* Dataset excerpt *
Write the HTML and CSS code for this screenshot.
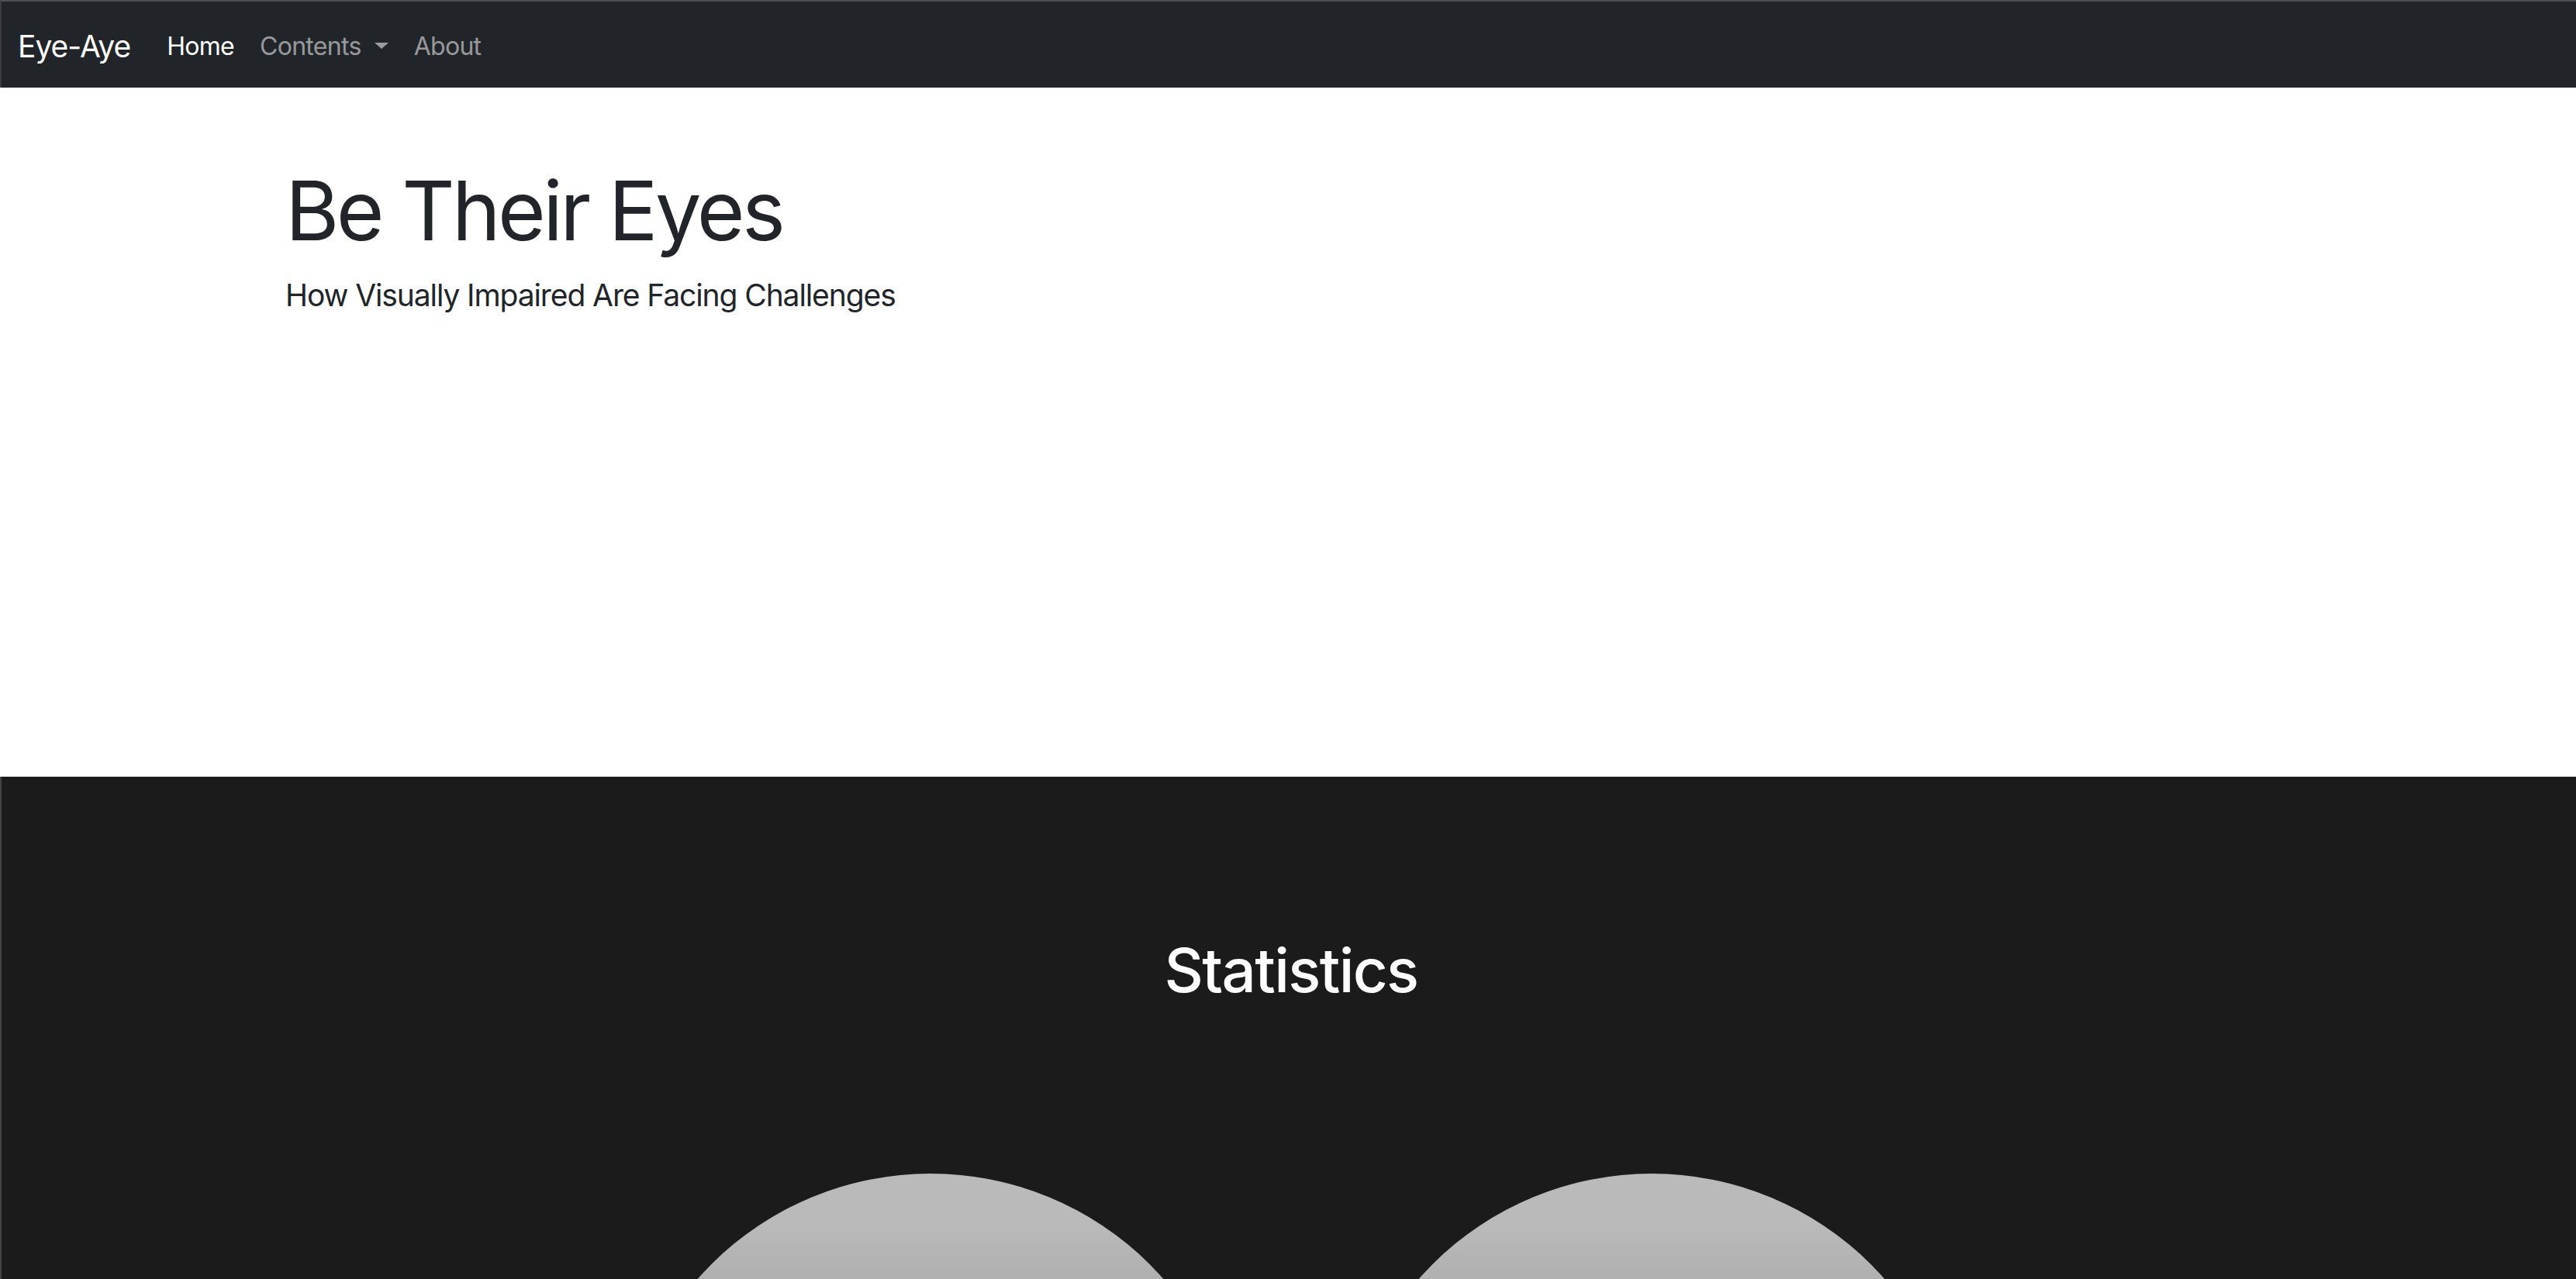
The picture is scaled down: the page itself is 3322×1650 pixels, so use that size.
FILE: index.html
```html
<!DOCTYPE html>
<html lang="en">
<head>
<meta charset="utf-8">
<title>Eye-Aye</title>
<link rel="stylesheet" href="styles.css">
</head>
<body>
<nav class="navbar">
  <a class="brand" href="#">Eye-Aye</a>
  <ul class="nav">
    <li><a class="nav-link active" href="#">Home</a></li>
    <li><a class="nav-link dropdown" href="#">Contents<span class="caret"></span></a></li>
    <li><a class="nav-link" href="#">About</a></li>
  </ul>
</nav>
<header class="hero">
  <h1 class="hero-title">Be Their Eyes</h1>
  <p class="hero-lead">How Visually Impaired Are Facing Challenges</p>
</header>
<section class="stats">
  <h2 class="stats-title">Statistics</h2>
  <div class="stats-row">
    <div class="stat-circle"></div>
    <div class="stat-circle"></div>
  </div>
</section>
</body>
</html>
```
FILE: styles.css
```css
html {
  scrollbar-width: none;
}
html::-webkit-scrollbar {
  display: none;
}
body {
  margin: 0;
  font-family: Inter, "Noto Sans", "Liberation Sans", sans-serif;
  color: #212529;
  background: #fff;
}
a {
  text-decoration: none;
}
.navbar {
  box-sizing: border-box;
  height: 113px;
  border-top: 2px solid #4d4e50;
  border-left: 2px solid #3a3c40;
  background: #212529;
  display: flex;
  align-items: center;
  padding: 4px 0 0 21px;
}
.brand {
  color: #fff;
  font-size: 39px;
  margin-right: 47px;
  letter-spacing: -1px;
}
.nav {
  list-style: none;
  margin: 0;
  padding: 0;
  display: flex;
  align-items: center;
  gap: 33px;
}
.nav-link {
  color: rgba(255, 255, 255, 0.55);
  font-size: 32px;
  display: inline-flex;
  align-items: center;
  letter-spacing: -0.7px;
}
.nav-link.active {
  color: #fff;
}
.caret {
  display: inline-block;
  margin-left: 17px;
  margin-top: -1px;
  border-top: 8px solid rgba(255, 255, 255, 0.55);
  border-left: 9px solid transparent;
  border-right: 9px solid transparent;
}
.hero {
  box-sizing: border-box;
  height: 889px;
  padding: 95px 0 0 368px;
}
.hero-title {
  margin: 0;
  font-size: 106px;
  font-weight: 400;
  line-height: 1.2;
  letter-spacing: -3.6px;
}
.hero-lead {
  margin: 17px 0 0;
  font-size: 39px;
  line-height: 1.5;
  letter-spacing: -1.1px;
}
.stats {
  background: #1b1b1b;
  border-left: 2px solid #444;
  padding: 203px 0 0 6px;
  text-align: center;
}
.stats-title {
  margin: 0;
  color: #fff;
  font-size: 78px;
  font-weight: 500;
  line-height: 1.2;
  letter-spacing: -1.6px;
}
.stats-row {
  display: flex;
  justify-content: center;
  gap: 130px;
  margin-top: 215px;
}
.stat-circle {
  width: 800px;
  height: 800px;
  border-radius: 50%;
  background: linear-gradient(#bababa 0%, #bababa 8%, #b0b0b0 17%, #8a8a8a 100%);
}
```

* What you will do *
Scan the listing above and copy all lines containing the word "size".

* Answer to the exercise *
The picture is scaled down: the page itself is 3322×1650 pixels, so use that size.
  font-size: 39px;
  font-size: 32px;
  font-size: 106px;
  font-size: 39px;
  font-size: 78px;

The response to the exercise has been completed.